The framework is elegantly designed: the decoupling-unifying operations are entirely training-free, and the task triggers (masks and scaling scalars) impose minimal storage overhead.
The framework is compatible with both full-parameter fine-tuning and parameter-efficient fine-tuning, offering far greater flexibility than existing methods.
Zero-shot capability is not only preserved but enhanced during continual learning, which is a particularly notable achievement in this setting.

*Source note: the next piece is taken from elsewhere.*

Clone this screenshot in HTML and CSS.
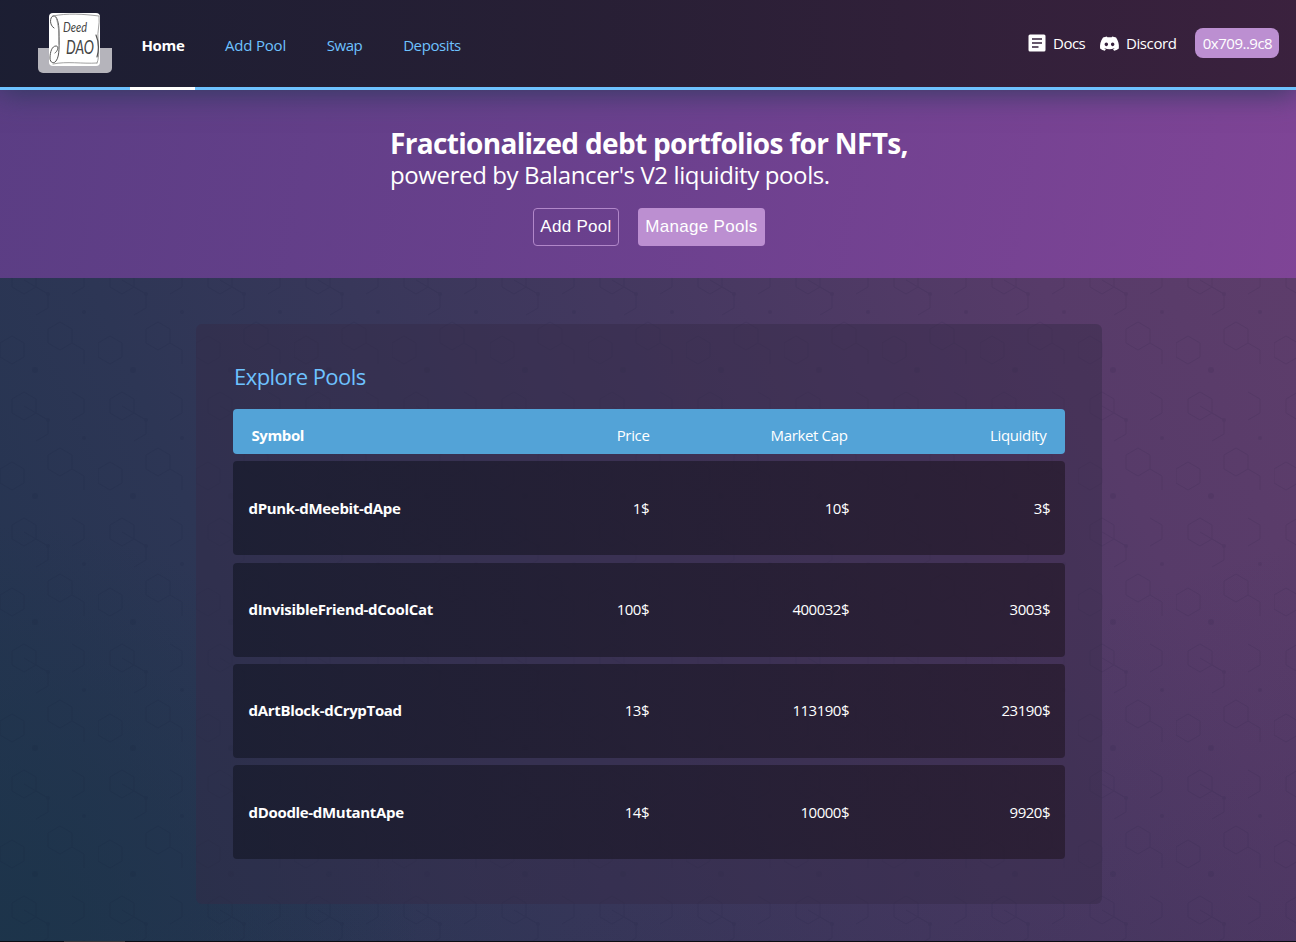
FILE: index.html
```html
<!DOCTYPE html>
<html lang="en">
<head>
<meta charset="utf-8">
<title>Deed DAO</title>
<link rel="stylesheet" href="styles.css">
</head>
<body>
<div class="app">
  <svg class="texture" aria-hidden="true">
    <defs>
      <pattern id="hex" width="98" height="126" patternUnits="userSpaceOnUse">
        <g fill="none" stroke="#0b1030" stroke-width="1">
          <path d="M24 14l12 7v14l-12 7-12-7V21zM36 35l12 7v14l-12 7M60 70l12 7v14l-12 7-12-7V77zM72 91l12 7v14M12 84l12 7v14l-12 7-12-7V91zM72 14l12 7v14l-12 7M24 28l24 14"/>
        </g>
        <g fill="#0b1030"><circle cx="48" cy="42" r="2"/><circle cx="84" cy="60" r="2"/><circle cx="35" cy="118" r="3"/></g>
      </pattern>
    </defs>
    <rect width="100%" height="100%" fill="url(#hex)"/>
  </svg>

  <header class="header">
    <a class="logo">
      <svg class="logo-art" viewBox="0 0 51 53">
        <rect width="51" height="53" rx="4" fill="#fff"/>
        <g fill="none" stroke="#555" stroke-linecap="round">
          <path d="M5 15C0 12 1 4 4 3c4-1 6 7 6 16 0 12 1 24-3 29-2 3-6 2-6-3 0-6 2-12 6-12 3 0 2 5-1 7" stroke-width="1"/>
          <path d="M4 3C18 0 34 1 50 3c1 9-2 15-1 24 0 8 2 16-1 23" stroke-width=".8" stroke="#888"/>
          <path d="M4 51c14-3 29 0 44-1M7 4c3 9 3 18 3 27" stroke-width=".8" stroke="#888"/>
          <path d="M47 22c3 7 3 15 1 22" stroke-width="1.2"/>
        </g>
        <text class="logo-deed" x="14" y="19" textLength="24" lengthAdjust="spacingAndGlyphs">Deed</text>
        <text class="logo-dao" x="17" y="41" textLength="28" lengthAdjust="spacingAndGlyphs">DAO</text>
      </svg>
    </a>
    <nav class="nav">
      <a class="tab tab-home">Home</a>
      <a class="tab tab-add">Add Pool</a>
      <a class="tab tab-swap">Swap</a>
      <a class="tab tab-deposits">Deposits</a>
    </nav>
    <div class="links">
      <a class="link link-docs">
        <svg class="docs-icon" viewBox="0 0 18 18"><path fill="#fff" fill-rule="evenodd" d="M2 .5h14A1.500 1.500 0 0 1 17.500 2v14a1.500 1.500 0 0 1-1.500 1.500H2A1.500 1.500 0 0 1 .5 16V2A1.500 1.500 0 0 1 2 .5zM4 4.200v1.600h10V4.200zm0 4v1.600h10V8.200zm0 4v1.600h6.500v-1.600z"/></svg>
        <span>Docs</span>
      </a>
      <a class="link link-discord">
        <svg class="discord-icon" viewBox="0 0 24 18"><path fill="#fff" fill-rule="evenodd" d="M20.300 1.500A19.800 19.800 0 0 0 15.400 0l-.6 1.200a18.300 18.300 0 0 0-5.500 0L8.700 0a19.700 19.700 0 0 0-4.900 1.500C.5 6.200-.3 10.700.1 15.200a20 20 0 0 0 6 3l1.300-2-1.900-.9.400-.3c3.900 1.800 8.200 1.800 12.100 0l.4.300-1.900.9 1.300 2a20 20 0 0 0 6-3c.5-5.200-.8-9.700-3.500-13.700zM8 12.500c-1.200 0-2.200-1.100-2.200-2.400S6.800 7.700 8 7.700s2.200 1.100 2.200 2.400-1 2.400-2.200 2.400zm8 0c-1.200 0-2.200-1.100-2.200-2.400s1-2.400 2.200-2.400 2.200 1.100 2.200 2.400-1 2.400-2.200 2.400z"/></svg>
        <span>Discord</span>
      </a>
      <button class="wallet">0x709..9c8</button>
    </div>
  </header>

  <section class="hero">
    <div class="hero-copy">
      <h1 class="hero-title">Fractionalized debt portfolios for NFTs,</h1>
      <p class="hero-sub">powered by Balancer's V2 liquidity pools.</p>
      <div class="actions">
        <button class="btn btn-outline">Add Pool</button>
        <button class="btn btn-solid">Manage Pools</button>
      </div>
    </div>
  </section>

  <main class="panel">
    <h2 class="panel-title">Explore Pools</h2>
    <div class="row row-head"><b>Symbol</b><span>Price</span><span>Market Cap</span><span>Liquidity</span></div>
    <div class="row row-pool"><b>dPunk-dMeebit-dApe</b><span>1$</span><span>10$</span><span>3$</span></div>
    <div class="row row-pool"><b>dInvisibleFriend-dCoolCat</b><span>100$</span><span>400032$</span><span>3003$</span></div>
    <div class="row row-pool"><b>dArtBlock-dCrypToad</b><span>13$</span><span>113190$</span><span>23190$</span></div>
    <div class="row row-pool"><b>dDoodle-dMutantApe</b><span>14$</span><span>10000$</span><span>9920$</span></div>
  </main>
  <div class="edge"><i class="edge-mark"></i></div>
</div>
</body>
</html>
```

FILE: styles.css
```css
* { box-sizing: border-box; }
body {
  margin: 0;
  font-family: "Open Sans", "Noto Sans", sans-serif;
  font-size: 15px;
  color: #fff;
  overflow: hidden;
}
h1, h2, p { margin: 0; font-weight: 400; }
button { font: inherit; color: #fff; padding: 0; border: 0; }
.app {
  position: relative;
  isolation: isolate;
  height: 942px;
  display: flex;
  flex-direction: column;
  background:
    radial-gradient(circle at 0 100%, rgba(28, 52, 74, .9), rgba(28, 52, 74, 0) 420px),
    linear-gradient(67deg, #22344f 0%, #2d3655 22%, #43385f 52%, #573b69 78%, #603e6c 100%);
}
.app::before {
  content: "";
  position: absolute;
  inset: 0;
  z-index: -1;
  background: linear-gradient(162deg, transparent 70%, rgba(40, 40, 75, .2));
}
.texture { position: absolute; inset: 0; z-index: -1; width: 100%; height: 100%; opacity: .07; }

.header {
  display: flex;
  align-items: flex-start;
  height: 90px;
  flex: none;
  padding-left: 38px;
  padding-right: 17px;
  border-bottom: 3px solid #6ec2ff;
  background: linear-gradient(90deg, rgba(27, 29, 49, .96), rgba(38, 30, 51, .96) 45%, rgba(57, 32, 60, .96));
  box-shadow: 0 4px 26px rgba(38, 58, 85, .75);
  z-index: 1;
}
.logo {
  display: flex;
  justify-content: center;
  width: 74px;
  height: 60px;
  margin: 13px 18px 0 0;
  padding-right: 1px;
  border-radius: 5px;
  background: linear-gradient(#b5b4bb, #b5b4bb) 0 100% / 100% 25px no-repeat;
}
.logo::before {
  content: "";
}
.logo-art { width: 51px; height: 53px; }
.logo-deed, .logo-dao { font-family: Lato, sans-serif; font-style: italic; fill: #444; }
.logo-deed { font-size: 14px; }
.logo-dao { font-size: 19px; }
.nav { display: flex; gap: 18px; height: 90px; }
.tab {
  display: flex;
  justify-content: center;
  padding-top: 35px;
  padding-left: 1px;
  line-height: 21px;
  color: #6ec2ff;
  white-space: nowrap;
  border-bottom: 3px solid transparent;
}
.tab-home { width: 65px; font-weight: 700; color: #fff; border-color: #fff; letter-spacing: -.3px; }
.tab-add { width: 84px; letter-spacing: -.2px; }
.tab-swap { width: 58px; letter-spacing: -.5px; }
.tab-deposits { width: 81px; letter-spacing: -.4px; }
.links { display: flex; align-items: center; margin-left: auto; padding-top: 28px; }
.link { display: flex; align-items: center; line-height: 30px; }
.link-docs { width: 72px; gap: 7px; letter-spacing: -.5px; }
.link-discord { width: 95px; gap: 7px; letter-spacing: -.4px; }
.docs-icon { width: 18px; height: 18px; }
.discord-icon { width: 19px; height: 15px; overflow: visible; }
.wallet { width: 84px; height: 30px; padding-left: 1px; border-radius: 8px; background: #bc8fd1; letter-spacing: -.5px; }

.hero {
  display: flex;
  justify-content: center;
  height: 188px;
  flex: none;
  padding: 37px 2px 0 4px;
  background: linear-gradient(102deg, rgba(94, 62, 135, .94), rgba(110, 65, 145, .94) 50%, rgba(129, 69, 153, .94));
}
.hero-copy { width: 518px; white-space: nowrap; }
.hero-title { font-size: 28px; line-height: 32px; font-weight: 700; letter-spacing: -.67px; }
.hero-sub { font-size: 24px; line-height: 31px; letter-spacing: -.39px; }
.actions { display: flex; justify-content: center; gap: 19px; margin-top: 18px; }
.btn { height: 38px; border-radius: 4px; font: 17px "Liberation Sans", Arial, sans-serif; }
.btn-outline { width: 86px; padding-bottom: 1px; border: 1px solid #b187c9; background: transparent; letter-spacing: .3px; }
.btn-solid { width: 127px; padding-bottom: 1px; background: #bc8fd1; letter-spacing: .3px; }

.panel {
  width: 906px;
  height: 580px;
  flex: none;
  margin: 46px 0 0 196px;
  padding: 37px 37px 0;
  border-radius: 6px;
  background: rgba(53, 43, 70, .45);
}
.panel-title { height: 48px; padding-left: 1px; font-size: 22px; line-height: 30px; color: #6ec2ff; letter-spacing: -.55px; }
.row {
  display: grid;
  grid-template-columns: 216px 1fr 200px 201px;
  align-items: center;
  border-radius: 4px;
  text-align: right;
}
.row b { text-align: left; white-space: nowrap; }
.row-head { height: 45px; padding: 7px 18.500px 0; background: #53a3d7; margin-bottom: 7.400px; grid-template-columns: 216px 1fr 198px 199px; }
.row-head b { letter-spacing: -.4px; }
.row-head span { letter-spacing: -.35px; }
.row-pool {
  height: 94px;
  padding: 0 15px 1px;
  background: linear-gradient(90deg, rgba(23, 26, 43, .75), rgba(38, 26, 44, .75));
  margin-bottom: 7.300px;
}
.row-pool b { padding-left: .5px; letter-spacing: -.32px; }
.row-pool span { letter-spacing: -.5px; }
.edge { height: 1px; margin-top: auto; padding-left: 64px; background: #0c0d14; }
.edge-mark { display: block; width: 61px; height: 1px; background: #3a3638; }
```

Limitations & Future Work¶

The binary masks in task triggers share the same dimensionality as the unified delta model, which may become a storage bottleneck as the number of tasks grows.
The optimality of the "largest absolute value" strategy in the unifying operation warrants further theoretical analysis.
Experiments are conducted solely on the CLIP architecture; applicability to other VLM architectures (e.g., BLIP, LLaVA) remains to be explored.
Semantic aggregation inference requires forward passes through multiple task experts, increasing inference cost when the number of tasks is very large.

Relation to Task Arithmetic: The unifying operation in ConDU is inspired by TIES Merging, but a decoupling mechanism is specifically designed for the continual learning setting.
Comparison with ZSCL/Dual-RAIL: These methods require reference datasets and distillation; ConDU requires neither.
Insight: The model fusion perspective offers a new paradigm for continual learning—shifting the focus from "how to prevent forgetting" to "how to efficiently store and reconstruct multiple experts."

Rating¶

Novelty: ⭐⭐⭐⭐⭐ First to introduce model fusion into VLM continual learning; framework design is highly original.
Experimental Thoroughness: ⭐⭐⭐⭐ The MTIL benchmark covers three evaluation settings, though validation is limited to CLIP.
Writing Quality: ⭐⭐⭐⭐ Architecture diagrams are clear; method description is rigorous with consistent mathematical notation.
Value: ⭐⭐⭐⭐⭐ Opens a new research direction; the framework is highly general, requires no additional data or distillation, and demonstrates strong practical value.